C'est la "victime meurtrie" que personne n'entend, par racisme bien sûr, et faute de compréhension à son égard, il ne peut réussir dans aucun domaine (sport, scolarité, et surtout vie quotidienne et éducative...) L'éducatif ne lui sert à rien, il veut ]a "liberté" et un foyer sans éducateur, telle est sa demande. Le côté "matériel et financier" est sécurisant en écho aux dires de sa mère, mais pas suffisant, car les vêtements du Logis ne sont pas intéressants au regard du "paraître dans les marques" qu'il préfère. D'où notre questionnement quant au bien être matériel que Rachid peut se procurer. Suite aux différents entretiens avec le Directeur, l'Educatrice Chef, la référente SEF et les éducateurs, il dit "avoir compris" mais ne donne pas le "change". Il attend progressivement qu'on dise et fasse pour lui, à condition que nos propositions rentrent dans la "logique" du jeune "clinquant" des "banlieues".

Il n'admet aucune remarque, aucune frustration, s'énerve très vite, monte en violence et en arrive à proférer des menaces. Il est moins dans la violence envers !'adulte mais à chaque remarque, il tape "partout" et jette des cris - puis se ravise, tout n'est que banalité.

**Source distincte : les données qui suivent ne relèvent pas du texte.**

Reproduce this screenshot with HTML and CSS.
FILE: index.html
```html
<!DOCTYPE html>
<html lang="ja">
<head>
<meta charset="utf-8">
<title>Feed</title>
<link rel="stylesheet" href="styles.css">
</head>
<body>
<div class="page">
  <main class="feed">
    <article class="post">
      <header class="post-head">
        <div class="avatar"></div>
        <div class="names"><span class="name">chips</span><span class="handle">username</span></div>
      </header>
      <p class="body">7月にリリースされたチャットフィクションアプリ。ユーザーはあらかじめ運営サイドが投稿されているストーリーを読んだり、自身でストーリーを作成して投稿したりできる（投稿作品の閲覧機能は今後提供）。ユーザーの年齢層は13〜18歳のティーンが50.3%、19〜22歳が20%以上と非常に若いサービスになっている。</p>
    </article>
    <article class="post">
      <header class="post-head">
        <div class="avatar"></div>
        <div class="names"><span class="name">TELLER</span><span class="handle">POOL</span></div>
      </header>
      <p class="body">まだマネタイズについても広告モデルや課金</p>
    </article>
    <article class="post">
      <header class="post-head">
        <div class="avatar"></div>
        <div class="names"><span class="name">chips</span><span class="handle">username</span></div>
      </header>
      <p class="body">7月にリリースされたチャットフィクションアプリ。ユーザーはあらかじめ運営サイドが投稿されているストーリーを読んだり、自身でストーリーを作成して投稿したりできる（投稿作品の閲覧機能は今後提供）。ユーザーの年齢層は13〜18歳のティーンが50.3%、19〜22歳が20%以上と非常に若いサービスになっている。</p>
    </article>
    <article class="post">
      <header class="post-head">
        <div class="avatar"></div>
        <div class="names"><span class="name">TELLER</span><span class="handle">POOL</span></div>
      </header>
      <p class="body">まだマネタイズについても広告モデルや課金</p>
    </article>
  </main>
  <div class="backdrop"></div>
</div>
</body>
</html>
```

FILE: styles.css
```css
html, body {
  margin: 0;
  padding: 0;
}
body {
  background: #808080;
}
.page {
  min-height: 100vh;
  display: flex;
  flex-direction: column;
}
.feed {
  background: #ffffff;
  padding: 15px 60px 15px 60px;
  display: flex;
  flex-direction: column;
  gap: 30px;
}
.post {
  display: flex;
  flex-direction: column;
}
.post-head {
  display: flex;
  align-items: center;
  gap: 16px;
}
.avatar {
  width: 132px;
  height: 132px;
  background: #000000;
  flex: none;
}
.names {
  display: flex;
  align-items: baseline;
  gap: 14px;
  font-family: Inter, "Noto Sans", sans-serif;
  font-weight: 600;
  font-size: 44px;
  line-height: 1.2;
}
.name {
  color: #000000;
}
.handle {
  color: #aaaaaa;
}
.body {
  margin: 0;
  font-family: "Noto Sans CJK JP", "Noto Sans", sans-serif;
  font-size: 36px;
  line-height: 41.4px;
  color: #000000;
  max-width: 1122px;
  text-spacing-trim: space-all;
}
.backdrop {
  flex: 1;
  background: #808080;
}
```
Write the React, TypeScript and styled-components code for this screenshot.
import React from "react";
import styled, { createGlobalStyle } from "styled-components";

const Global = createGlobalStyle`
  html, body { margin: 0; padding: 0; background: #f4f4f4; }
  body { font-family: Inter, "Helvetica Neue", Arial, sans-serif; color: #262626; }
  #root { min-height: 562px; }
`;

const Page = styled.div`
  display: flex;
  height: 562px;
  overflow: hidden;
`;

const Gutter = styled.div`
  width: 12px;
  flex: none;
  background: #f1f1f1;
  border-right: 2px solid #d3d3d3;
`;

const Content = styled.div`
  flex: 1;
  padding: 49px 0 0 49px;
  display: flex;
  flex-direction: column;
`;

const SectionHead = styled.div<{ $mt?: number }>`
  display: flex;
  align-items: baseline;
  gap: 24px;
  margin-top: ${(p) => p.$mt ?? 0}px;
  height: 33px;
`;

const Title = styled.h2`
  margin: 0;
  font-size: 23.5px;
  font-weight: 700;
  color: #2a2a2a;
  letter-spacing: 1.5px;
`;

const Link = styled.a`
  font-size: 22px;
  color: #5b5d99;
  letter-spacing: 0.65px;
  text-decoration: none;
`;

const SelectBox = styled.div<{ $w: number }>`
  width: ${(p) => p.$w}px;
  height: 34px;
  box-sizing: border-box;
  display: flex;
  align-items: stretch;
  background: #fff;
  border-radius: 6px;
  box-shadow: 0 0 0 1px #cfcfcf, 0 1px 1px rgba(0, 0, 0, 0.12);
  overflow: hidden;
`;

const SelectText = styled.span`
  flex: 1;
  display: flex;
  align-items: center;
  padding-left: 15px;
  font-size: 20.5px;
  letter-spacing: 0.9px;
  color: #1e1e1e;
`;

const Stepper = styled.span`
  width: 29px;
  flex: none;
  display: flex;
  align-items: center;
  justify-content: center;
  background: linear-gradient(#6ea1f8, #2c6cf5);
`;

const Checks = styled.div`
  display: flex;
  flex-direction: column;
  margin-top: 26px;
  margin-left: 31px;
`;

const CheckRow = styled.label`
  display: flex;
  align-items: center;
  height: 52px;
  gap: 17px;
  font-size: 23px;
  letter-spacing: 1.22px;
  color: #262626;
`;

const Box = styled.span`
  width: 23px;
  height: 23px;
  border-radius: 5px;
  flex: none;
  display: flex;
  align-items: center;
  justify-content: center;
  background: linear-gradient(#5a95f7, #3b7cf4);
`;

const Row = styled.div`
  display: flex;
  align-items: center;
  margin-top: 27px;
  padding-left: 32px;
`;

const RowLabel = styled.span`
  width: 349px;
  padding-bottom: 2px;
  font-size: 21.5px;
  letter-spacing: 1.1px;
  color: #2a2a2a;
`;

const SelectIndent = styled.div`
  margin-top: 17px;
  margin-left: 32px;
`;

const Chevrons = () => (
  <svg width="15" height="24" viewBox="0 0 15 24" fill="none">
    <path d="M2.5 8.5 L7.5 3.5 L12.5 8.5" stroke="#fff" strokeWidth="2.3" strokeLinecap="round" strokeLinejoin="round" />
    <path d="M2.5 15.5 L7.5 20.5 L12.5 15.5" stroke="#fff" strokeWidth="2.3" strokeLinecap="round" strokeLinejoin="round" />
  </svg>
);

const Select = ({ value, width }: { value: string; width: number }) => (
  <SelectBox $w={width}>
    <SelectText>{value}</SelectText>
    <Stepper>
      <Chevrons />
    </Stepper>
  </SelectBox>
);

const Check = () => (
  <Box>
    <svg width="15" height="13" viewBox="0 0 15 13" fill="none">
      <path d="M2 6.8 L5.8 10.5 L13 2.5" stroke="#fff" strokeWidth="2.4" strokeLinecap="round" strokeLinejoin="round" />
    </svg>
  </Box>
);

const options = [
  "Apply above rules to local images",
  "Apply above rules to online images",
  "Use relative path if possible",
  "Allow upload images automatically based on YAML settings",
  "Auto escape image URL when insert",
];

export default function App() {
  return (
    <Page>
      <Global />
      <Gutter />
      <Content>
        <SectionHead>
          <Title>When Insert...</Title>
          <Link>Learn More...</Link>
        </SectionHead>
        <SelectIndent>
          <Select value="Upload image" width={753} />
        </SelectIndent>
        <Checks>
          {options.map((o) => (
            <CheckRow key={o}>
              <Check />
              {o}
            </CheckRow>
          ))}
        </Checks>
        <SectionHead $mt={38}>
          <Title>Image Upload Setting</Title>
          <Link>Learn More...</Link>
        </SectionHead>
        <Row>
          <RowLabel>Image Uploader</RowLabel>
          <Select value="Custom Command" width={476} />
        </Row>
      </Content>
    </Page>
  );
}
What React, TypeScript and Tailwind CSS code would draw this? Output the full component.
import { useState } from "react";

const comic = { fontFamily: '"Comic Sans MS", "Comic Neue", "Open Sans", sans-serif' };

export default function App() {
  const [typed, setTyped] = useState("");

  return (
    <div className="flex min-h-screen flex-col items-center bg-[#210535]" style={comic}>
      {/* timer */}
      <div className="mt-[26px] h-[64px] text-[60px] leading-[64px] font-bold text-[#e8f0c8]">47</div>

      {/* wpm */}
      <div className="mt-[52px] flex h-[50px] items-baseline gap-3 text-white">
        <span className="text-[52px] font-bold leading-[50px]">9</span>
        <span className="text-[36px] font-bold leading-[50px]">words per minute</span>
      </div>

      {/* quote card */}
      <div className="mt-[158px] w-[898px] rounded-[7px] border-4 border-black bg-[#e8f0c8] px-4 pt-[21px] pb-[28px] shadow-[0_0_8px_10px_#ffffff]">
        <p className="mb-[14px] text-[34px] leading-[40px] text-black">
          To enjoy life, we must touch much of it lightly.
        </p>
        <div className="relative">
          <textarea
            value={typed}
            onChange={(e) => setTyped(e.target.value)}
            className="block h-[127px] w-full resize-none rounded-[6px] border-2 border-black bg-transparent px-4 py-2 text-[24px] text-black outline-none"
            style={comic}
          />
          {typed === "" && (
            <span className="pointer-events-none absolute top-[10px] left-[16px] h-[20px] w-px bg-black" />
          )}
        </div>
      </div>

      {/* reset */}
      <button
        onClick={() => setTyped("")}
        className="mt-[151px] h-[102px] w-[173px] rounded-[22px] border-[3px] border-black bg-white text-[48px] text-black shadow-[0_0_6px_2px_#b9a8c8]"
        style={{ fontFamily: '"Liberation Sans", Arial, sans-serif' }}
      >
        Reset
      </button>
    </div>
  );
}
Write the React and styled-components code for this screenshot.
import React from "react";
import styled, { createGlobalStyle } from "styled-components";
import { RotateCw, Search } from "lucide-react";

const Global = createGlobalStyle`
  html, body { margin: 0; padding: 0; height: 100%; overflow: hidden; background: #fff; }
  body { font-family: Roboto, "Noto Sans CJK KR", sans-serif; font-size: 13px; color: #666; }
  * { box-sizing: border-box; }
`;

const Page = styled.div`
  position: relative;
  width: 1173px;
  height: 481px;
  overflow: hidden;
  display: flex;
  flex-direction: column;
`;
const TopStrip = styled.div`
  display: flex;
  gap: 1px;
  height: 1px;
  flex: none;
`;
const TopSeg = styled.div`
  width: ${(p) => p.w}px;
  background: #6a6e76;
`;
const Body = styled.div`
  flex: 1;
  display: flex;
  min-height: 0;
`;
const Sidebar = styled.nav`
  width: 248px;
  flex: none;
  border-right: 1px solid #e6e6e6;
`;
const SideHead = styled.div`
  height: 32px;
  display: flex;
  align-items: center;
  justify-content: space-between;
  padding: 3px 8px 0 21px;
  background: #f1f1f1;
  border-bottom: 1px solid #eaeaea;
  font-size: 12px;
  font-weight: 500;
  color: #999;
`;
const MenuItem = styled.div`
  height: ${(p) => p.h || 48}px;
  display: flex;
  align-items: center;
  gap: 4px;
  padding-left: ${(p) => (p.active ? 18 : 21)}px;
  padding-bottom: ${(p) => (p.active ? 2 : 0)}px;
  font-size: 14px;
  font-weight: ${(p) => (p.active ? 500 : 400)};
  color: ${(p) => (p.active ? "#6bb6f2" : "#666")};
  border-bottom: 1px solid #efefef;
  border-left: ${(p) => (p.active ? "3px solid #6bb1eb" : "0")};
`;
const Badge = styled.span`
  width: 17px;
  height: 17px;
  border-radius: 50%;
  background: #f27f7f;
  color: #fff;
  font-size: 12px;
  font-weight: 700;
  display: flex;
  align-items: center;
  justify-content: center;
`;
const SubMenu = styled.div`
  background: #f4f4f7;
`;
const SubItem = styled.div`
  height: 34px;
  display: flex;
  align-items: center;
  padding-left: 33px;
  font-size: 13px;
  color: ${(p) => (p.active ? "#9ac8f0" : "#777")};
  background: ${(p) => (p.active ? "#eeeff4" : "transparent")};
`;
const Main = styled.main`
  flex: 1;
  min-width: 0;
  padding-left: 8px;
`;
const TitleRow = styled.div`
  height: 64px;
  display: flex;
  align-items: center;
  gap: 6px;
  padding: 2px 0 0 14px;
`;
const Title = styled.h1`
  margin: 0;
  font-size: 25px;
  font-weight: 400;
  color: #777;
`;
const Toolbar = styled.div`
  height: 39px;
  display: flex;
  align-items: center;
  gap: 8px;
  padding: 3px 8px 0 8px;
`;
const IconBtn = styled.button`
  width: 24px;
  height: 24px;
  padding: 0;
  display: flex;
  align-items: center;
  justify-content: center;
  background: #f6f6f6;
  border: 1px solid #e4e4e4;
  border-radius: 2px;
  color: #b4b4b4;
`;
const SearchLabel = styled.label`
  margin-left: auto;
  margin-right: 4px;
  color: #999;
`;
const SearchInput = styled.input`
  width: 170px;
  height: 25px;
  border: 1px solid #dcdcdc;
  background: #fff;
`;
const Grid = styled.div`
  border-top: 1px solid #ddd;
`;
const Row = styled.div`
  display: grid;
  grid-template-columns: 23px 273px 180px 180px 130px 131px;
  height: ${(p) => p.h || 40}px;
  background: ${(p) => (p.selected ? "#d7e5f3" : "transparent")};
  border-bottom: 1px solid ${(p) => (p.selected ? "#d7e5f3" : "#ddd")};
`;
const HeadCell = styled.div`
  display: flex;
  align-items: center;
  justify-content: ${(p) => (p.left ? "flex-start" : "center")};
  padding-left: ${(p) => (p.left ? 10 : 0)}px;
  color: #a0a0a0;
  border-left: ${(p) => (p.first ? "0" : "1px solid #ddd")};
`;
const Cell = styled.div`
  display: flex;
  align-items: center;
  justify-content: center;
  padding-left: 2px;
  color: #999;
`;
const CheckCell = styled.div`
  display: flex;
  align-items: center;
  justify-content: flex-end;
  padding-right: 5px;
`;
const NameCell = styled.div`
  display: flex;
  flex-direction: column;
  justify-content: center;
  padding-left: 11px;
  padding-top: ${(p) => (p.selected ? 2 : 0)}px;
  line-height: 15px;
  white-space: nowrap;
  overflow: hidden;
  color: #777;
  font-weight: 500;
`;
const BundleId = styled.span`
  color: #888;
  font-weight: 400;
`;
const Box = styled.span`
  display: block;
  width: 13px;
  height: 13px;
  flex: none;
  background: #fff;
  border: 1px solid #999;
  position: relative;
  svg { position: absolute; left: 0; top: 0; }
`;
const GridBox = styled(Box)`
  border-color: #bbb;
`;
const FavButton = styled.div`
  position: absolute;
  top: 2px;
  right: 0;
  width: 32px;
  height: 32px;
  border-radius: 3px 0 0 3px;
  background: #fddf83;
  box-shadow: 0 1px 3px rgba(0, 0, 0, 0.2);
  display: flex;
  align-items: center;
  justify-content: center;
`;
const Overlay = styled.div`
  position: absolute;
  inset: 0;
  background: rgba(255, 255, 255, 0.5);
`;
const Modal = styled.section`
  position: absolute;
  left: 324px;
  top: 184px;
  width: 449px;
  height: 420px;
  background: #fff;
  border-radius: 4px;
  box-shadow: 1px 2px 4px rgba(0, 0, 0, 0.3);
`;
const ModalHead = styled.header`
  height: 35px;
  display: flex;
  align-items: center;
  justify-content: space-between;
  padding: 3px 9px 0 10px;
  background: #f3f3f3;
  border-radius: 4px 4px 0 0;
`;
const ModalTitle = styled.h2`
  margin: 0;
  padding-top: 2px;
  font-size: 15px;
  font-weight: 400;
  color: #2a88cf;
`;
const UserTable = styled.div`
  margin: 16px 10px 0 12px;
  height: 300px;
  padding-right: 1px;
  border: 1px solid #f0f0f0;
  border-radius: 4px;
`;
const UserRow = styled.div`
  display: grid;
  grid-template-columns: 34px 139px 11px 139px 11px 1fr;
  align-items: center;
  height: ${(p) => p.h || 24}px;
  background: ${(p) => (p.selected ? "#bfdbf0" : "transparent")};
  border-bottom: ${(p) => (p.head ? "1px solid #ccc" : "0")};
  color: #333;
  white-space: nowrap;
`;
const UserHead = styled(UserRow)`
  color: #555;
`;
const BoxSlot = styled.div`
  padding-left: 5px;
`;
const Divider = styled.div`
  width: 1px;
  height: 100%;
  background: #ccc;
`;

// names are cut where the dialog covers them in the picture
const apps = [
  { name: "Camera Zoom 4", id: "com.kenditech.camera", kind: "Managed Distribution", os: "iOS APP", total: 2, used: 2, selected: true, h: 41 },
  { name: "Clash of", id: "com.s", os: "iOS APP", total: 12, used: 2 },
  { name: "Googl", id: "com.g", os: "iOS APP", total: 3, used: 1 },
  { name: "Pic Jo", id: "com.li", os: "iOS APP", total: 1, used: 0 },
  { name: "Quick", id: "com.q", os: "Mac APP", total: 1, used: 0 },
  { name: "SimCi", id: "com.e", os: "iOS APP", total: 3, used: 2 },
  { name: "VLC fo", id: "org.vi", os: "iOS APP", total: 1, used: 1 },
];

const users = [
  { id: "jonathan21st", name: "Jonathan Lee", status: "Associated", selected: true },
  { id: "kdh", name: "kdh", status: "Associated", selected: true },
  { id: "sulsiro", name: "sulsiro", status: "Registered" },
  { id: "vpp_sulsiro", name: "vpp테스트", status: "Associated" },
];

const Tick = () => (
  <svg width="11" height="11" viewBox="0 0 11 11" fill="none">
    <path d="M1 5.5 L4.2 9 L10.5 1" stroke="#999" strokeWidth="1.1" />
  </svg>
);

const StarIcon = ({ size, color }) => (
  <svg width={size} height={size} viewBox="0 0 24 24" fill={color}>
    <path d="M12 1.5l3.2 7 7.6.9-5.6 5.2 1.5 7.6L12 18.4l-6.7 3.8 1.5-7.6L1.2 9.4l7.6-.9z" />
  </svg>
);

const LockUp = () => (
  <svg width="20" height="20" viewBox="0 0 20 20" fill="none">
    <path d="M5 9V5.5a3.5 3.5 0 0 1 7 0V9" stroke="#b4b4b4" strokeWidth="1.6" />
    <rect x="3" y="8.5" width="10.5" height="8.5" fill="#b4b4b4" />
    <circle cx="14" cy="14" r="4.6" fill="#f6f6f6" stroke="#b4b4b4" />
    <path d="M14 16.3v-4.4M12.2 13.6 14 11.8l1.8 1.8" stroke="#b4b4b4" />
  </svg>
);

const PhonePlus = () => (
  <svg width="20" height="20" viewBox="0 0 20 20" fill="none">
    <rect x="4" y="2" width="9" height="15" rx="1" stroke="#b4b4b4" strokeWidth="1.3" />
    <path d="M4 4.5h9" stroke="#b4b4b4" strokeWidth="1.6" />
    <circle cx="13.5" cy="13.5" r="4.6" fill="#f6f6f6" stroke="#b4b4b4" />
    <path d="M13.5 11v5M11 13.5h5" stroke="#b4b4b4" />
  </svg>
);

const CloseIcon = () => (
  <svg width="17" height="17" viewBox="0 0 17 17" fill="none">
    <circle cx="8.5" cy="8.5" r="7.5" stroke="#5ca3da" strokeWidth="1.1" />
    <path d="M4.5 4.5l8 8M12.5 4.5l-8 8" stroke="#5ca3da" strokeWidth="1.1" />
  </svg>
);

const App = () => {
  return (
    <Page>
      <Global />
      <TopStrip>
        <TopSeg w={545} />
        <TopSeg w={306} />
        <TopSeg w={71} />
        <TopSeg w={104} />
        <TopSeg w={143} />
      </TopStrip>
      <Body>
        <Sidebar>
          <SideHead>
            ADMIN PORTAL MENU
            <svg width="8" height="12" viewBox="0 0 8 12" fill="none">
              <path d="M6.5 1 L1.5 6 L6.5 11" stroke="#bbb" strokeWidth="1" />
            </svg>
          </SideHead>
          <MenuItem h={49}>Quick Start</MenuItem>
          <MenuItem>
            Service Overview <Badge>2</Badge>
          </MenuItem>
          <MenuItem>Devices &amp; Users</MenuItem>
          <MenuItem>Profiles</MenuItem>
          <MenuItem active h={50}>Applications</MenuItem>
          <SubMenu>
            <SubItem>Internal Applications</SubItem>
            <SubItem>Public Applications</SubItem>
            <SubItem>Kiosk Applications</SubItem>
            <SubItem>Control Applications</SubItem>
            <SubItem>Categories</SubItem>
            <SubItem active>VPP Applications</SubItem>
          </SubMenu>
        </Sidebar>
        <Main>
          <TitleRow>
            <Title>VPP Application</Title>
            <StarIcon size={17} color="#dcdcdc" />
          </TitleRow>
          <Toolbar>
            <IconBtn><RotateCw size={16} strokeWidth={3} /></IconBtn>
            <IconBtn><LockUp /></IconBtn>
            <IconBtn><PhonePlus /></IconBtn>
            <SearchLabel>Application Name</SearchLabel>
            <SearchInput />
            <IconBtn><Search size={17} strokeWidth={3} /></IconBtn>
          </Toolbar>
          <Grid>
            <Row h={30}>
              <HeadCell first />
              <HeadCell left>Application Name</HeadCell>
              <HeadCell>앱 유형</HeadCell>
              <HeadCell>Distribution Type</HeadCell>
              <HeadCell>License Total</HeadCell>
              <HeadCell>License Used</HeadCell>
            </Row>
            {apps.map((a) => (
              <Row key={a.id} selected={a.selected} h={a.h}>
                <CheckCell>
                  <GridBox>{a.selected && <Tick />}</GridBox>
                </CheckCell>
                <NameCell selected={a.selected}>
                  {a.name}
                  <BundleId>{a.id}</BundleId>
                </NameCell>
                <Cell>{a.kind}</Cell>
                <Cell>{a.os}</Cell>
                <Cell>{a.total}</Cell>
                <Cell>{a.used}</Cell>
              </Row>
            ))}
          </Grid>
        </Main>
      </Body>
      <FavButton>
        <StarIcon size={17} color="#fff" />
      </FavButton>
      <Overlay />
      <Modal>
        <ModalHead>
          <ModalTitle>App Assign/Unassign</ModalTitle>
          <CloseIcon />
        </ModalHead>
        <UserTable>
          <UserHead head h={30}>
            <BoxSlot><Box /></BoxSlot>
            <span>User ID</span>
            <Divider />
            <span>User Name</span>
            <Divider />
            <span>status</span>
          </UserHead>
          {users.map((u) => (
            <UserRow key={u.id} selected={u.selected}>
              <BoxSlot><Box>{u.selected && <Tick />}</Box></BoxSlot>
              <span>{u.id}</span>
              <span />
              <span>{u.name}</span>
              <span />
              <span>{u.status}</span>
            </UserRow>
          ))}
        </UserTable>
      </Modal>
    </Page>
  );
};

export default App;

Depuis trois mois, nous lui tendons la main afin qu'il s'inscrive progressivement dans la position de "demandeur" et non pas de consommateur face à l'échéance de ses dix huit ans. Il renverse les rôles une fois de plus et n'a qu'une idée fixe, "aller chez lui" très rapidement. Il n'a aucun projet de vacances ni de travail, si ce n'est peut-être d'aller avec son beau-frère sans plus.

Il semble posé en apparence et réactive tout de façon permanente. De fait, vu qu'il se trouve plus souriant, il souhaiterait bénéficier d'un "laxisme" à outrance. Rachid n'accepte aucune contrainte, aucune discussion, tout va bien et surtout la violence reste un sujet tabou. Il est allé voir deux fois la psychologue et a refusé de s'y rendre ~ ensuite, prétextant "qu'il en avait marre de jouer aux cartes (Rorhsach)".

Il veut "toujours et encore" sans aucune peine possible. L'éducatif n'a aucune place et aucune prise, et Rachid prend beaucoup de temps pour peu de stimulations et de réactions, cela souvent au détriment des autres jeunes.

Aussi le foyer met un terme à l'accueil provisoire de Rachid et lui demande de réfléchir tout l'été afin que, peut-être, il saisisse de nouveau le SEF avec une demande réelle et affinée.